Given problem: Write out the entries below once more, exactly.

Web page code records:
***

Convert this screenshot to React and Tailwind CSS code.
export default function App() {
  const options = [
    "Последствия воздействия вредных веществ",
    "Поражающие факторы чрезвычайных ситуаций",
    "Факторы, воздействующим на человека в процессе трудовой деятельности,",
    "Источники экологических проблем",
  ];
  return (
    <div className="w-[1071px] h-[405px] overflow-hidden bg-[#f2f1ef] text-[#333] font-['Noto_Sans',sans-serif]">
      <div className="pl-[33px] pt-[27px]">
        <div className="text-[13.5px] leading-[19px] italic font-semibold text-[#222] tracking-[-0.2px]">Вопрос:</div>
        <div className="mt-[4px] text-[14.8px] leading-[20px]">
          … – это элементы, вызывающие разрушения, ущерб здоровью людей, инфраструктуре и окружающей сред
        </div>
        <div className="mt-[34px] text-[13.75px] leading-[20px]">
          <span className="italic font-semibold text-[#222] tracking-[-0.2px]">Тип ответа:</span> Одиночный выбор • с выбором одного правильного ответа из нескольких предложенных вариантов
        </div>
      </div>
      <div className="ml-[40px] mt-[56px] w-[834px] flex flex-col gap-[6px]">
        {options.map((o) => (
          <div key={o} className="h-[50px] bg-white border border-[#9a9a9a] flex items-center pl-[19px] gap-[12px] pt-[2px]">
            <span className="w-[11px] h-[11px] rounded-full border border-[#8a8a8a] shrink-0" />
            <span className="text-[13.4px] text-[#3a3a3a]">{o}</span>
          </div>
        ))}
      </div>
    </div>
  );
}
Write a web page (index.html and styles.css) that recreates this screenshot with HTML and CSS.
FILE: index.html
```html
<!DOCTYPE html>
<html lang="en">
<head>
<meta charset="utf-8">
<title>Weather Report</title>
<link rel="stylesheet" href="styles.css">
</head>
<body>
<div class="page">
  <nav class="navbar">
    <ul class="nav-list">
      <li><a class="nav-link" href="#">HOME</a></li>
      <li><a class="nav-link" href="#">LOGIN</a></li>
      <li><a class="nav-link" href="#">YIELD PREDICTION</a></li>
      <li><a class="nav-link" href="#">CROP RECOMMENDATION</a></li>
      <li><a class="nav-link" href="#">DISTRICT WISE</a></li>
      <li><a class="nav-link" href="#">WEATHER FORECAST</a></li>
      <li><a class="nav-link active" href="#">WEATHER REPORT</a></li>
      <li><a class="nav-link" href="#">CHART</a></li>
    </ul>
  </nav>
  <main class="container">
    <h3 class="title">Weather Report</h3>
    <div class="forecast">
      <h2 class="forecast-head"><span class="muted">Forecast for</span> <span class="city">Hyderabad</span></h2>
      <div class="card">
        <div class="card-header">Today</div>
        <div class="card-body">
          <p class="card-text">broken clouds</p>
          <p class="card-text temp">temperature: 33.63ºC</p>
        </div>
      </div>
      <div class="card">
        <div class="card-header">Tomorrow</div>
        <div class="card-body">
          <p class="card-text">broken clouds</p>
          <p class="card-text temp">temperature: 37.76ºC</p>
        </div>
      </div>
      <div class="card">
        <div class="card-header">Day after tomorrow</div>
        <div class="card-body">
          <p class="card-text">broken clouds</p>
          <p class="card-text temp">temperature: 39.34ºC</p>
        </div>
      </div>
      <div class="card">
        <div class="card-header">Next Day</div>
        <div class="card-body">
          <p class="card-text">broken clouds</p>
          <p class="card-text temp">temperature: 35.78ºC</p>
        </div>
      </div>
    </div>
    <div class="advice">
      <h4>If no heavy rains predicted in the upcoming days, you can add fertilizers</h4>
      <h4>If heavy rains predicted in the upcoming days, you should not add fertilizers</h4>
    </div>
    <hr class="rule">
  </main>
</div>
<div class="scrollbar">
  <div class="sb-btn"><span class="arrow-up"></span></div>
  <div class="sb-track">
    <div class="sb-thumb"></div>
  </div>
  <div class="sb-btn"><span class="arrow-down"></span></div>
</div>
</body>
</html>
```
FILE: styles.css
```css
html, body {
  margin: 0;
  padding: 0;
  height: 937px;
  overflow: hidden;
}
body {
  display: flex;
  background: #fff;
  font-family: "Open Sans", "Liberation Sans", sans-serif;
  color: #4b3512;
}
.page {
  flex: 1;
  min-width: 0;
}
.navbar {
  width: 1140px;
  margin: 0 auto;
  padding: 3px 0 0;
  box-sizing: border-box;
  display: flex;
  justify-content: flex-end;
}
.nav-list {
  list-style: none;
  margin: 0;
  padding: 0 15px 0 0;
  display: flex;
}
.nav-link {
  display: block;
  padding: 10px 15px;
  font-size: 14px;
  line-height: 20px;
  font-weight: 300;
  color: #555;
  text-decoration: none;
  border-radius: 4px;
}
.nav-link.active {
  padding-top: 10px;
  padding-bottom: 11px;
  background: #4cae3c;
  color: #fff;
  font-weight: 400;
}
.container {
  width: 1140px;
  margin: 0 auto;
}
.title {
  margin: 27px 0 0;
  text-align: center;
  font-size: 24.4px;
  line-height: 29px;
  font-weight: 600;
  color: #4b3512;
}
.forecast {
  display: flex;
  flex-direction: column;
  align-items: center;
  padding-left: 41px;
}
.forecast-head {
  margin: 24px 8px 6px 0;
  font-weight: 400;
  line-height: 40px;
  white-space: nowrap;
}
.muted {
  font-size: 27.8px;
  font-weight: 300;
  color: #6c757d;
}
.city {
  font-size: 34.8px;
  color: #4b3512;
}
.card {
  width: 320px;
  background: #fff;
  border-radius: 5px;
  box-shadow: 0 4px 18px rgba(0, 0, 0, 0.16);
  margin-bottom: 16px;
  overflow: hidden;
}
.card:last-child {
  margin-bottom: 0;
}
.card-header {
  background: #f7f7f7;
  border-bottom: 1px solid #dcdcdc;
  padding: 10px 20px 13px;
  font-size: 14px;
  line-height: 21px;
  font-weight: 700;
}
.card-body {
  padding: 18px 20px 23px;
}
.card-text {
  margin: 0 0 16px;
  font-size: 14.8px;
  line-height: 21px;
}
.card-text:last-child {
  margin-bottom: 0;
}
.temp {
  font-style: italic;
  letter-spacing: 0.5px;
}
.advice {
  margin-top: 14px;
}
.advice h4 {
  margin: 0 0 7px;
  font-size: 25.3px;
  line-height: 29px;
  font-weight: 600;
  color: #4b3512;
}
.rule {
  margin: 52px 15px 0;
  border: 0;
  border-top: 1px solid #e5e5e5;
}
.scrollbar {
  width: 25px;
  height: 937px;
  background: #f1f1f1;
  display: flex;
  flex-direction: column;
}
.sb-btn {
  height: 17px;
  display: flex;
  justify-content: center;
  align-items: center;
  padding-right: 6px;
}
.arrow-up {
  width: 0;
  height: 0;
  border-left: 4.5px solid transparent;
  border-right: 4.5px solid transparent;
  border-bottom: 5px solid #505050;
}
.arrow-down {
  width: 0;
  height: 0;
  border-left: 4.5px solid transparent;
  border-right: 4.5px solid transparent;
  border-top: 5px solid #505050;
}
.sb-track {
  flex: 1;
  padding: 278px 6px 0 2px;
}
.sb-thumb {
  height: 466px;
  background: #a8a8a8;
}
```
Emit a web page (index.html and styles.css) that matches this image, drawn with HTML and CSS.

***

Result:
Convert this screenshot to React and Tailwind CSS code.
export default function App() {
  const options = [
    "Последствия воздействия вредных веществ",
    "Поражающие факторы чрезвычайных ситуаций",
    "Факторы, воздействующим на человека в процессе трудовой деятельности,",
    "Источники экологических проблем",
  ];
  return (
    <div className="w-[1071px] h-[405px] overflow-hidden bg-[#f2f1ef] text-[#333] font-['Noto_Sans',sans-serif]">
      <div className="pl-[33px] pt-[27px]">
        <div className="text-[13.5px] leading-[19px] italic font-semibold text-[#222] tracking-[-0.2px]">Вопрос:</div>
        <div className="mt-[4px] text-[14.8px] leading-[20px]">
          … – это элементы, вызывающие разрушения, ущерб здоровью людей, инфраструктуре и окружающей сред
        </div>
        <div className="mt-[34px] text-[13.75px] leading-[20px]">
          <span className="italic font-semibold text-[#222] tracking-[-0.2px]">Тип ответа:</span> Одиночный выбор • с выбором одного правильного ответа из нескольких предложенных вариантов
        </div>
      </div>
      <div className="ml-[40px] mt-[56px] w-[834px] flex flex-col gap-[6px]">
        {options.map((o) => (
          <div key={o} className="h-[50px] bg-white border border-[#9a9a9a] flex items-center pl-[19px] gap-[12px] pt-[2px]">
            <span className="w-[11px] h-[11px] rounded-full border border-[#8a8a8a] shrink-0" />
            <span className="text-[13.4px] text-[#3a3a3a]">{o}</span>
          </div>
        ))}
      </div>
    </div>
  );
}
Write a web page (index.html and styles.css) that recreates this screenshot with HTML and CSS.
FILE: index.html
```html
<!DOCTYPE html>
<html lang="en">
<head>
<meta charset="utf-8">
<title>Weather Report</title>
<link rel="stylesheet" href="styles.css">
</head>
<body>
<div class="page">
  <nav class="navbar">
    <ul class="nav-list">
      <li><a class="nav-link" href="#">HOME</a></li>
      <li><a class="nav-link" href="#">LOGIN</a></li>
      <li><a class="nav-link" href="#">YIELD PREDICTION</a></li>
      <li><a class="nav-link" href="#">CROP RECOMMENDATION</a></li>
      <li><a class="nav-link" href="#">DISTRICT WISE</a></li>
      <li><a class="nav-link" href="#">WEATHER FORECAST</a></li>
      <li><a class="nav-link active" href="#">WEATHER REPORT</a></li>
      <li><a class="nav-link" href="#">CHART</a></li>
    </ul>
  </nav>
  <main class="container">
    <h3 class="title">Weather Report</h3>
    <div class="forecast">
      <h2 class="forecast-head"><span class="muted">Forecast for</span> <span class="city">Hyderabad</span></h2>
      <div class="card">
        <div class="card-header">Today</div>
        <div class="card-body">
          <p class="card-text">broken clouds</p>
          <p class="card-text temp">temperature: 33.63ºC</p>
        </div>
      </div>
      <div class="card">
        <div class="card-header">Tomorrow</div>
        <div class="card-body">
          <p class="card-text">broken clouds</p>
          <p class="card-text temp">temperature: 37.76ºC</p>
        </div>
      </div>
      <div class="card">
        <div class="card-header">Day after tomorrow</div>
        <div class="card-body">
          <p class="card-text">broken clouds</p>
          <p class="card-text temp">temperature: 39.34ºC</p>
        </div>
      </div>
      <div class="card">
        <div class="card-header">Next Day</div>
        <div class="card-body">
          <p class="card-text">broken clouds</p>
          <p class="card-text temp">temperature: 35.78ºC</p>
        </div>
      </div>
    </div>
    <div class="advice">
      <h4>If no heavy rains predicted in the upcoming days, you can add fertilizers</h4>
      <h4>If heavy rains predicted in the upcoming days, you should not add fertilizers</h4>
    </div>
    <hr class="rule">
  </main>
</div>
<div class="scrollbar">
  <div class="sb-btn"><span class="arrow-up"></span></div>
  <div class="sb-track">
    <div class="sb-thumb"></div>
  </div>
  <div class="sb-btn"><span class="arrow-down"></span></div>
</div>
</body>
</html>
```
FILE: styles.css
```css
html, body {
  margin: 0;
  padding: 0;
  height: 937px;
  overflow: hidden;
}
body {
  display: flex;
  background: #fff;
  font-family: "Open Sans", "Liberation Sans", sans-serif;
  color: #4b3512;
}
.page {
  flex: 1;
  min-width: 0;
}
.navbar {
  width: 1140px;
  margin: 0 auto;
  padding: 3px 0 0;
  box-sizing: border-box;
  display: flex;
  justify-content: flex-end;
}
.nav-list {
  list-style: none;
  margin: 0;
  padding: 0 15px 0 0;
  display: flex;
}
.nav-link {
  display: block;
  padding: 10px 15px;
  font-size: 14px;
  line-height: 20px;
  font-weight: 300;
  color: #555;
  text-decoration: none;
  border-radius: 4px;
}
.nav-link.active {
  padding-top: 10px;
  padding-bottom: 11px;
  background: #4cae3c;
  color: #fff;
  font-weight: 400;
}
.container {
  width: 1140px;
  margin: 0 auto;
}
.title {
  margin: 27px 0 0;
  text-align: center;
  font-size: 24.4px;
  line-height: 29px;
  font-weight: 600;
  color: #4b3512;
}
.forecast {
  display: flex;
  flex-direction: column;
  align-items: center;
  padding-left: 41px;
}
.forecast-head {
  margin: 24px 8px 6px 0;
  font-weight: 400;
  line-height: 40px;
  white-space: nowrap;
}
.muted {
  font-size: 27.8px;
  font-weight: 300;
  color: #6c757d;
}
.city {
  font-size: 34.8px;
  color: #4b3512;
}
.card {
  width: 320px;
  background: #fff;
  border-radius: 5px;
  box-shadow: 0 4px 18px rgba(0, 0, 0, 0.16);
  margin-bottom: 16px;
  overflow: hidden;
}
.card:last-child {
  margin-bottom: 0;
}
.card-header {
  background: #f7f7f7;
  border-bottom: 1px solid #dcdcdc;
  padding: 10px 20px 13px;
  font-size: 14px;
  line-height: 21px;
  font-weight: 700;
}
.card-body {
  padding: 18px 20px 23px;
}
.card-text {
  margin: 0 0 16px;
  font-size: 14.8px;
  line-height: 21px;
}
.card-text:last-child {
  margin-bottom: 0;
}
.temp {
  font-style: italic;
  letter-spacing: 0.5px;
}
.advice {
  margin-top: 14px;
}
.advice h4 {
  margin: 0 0 7px;
  font-size: 25.3px;
  line-height: 29px;
  font-weight: 600;
  color: #4b3512;
}
.rule {
  margin: 52px 15px 0;
  border: 0;
  border-top: 1px solid #e5e5e5;
}
.scrollbar {
  width: 25px;
  height: 937px;
  background: #f1f1f1;
  display: flex;
  flex-direction: column;
}
.sb-btn {
  height: 17px;
  display: flex;
  justify-content: center;
  align-items: center;
  padding-right: 6px;
}
.arrow-up {
  width: 0;
  height: 0;
  border-left: 4.5px solid transparent;
  border-right: 4.5px solid transparent;
  border-bottom: 5px solid #505050;
}
.arrow-down {
  width: 0;
  height: 0;
  border-left: 4.5px solid transparent;
  border-right: 4.5px solid transparent;
  border-top: 5px solid #505050;
}
.sb-track {
  flex: 1;
  padding: 278px 6px 0 2px;
}
.sb-thumb {
  height: 466px;
  background: #a8a8a8;
}
```
Emit a web page (index.html and styles.css) that matches this image, drawn with HTML and CSS.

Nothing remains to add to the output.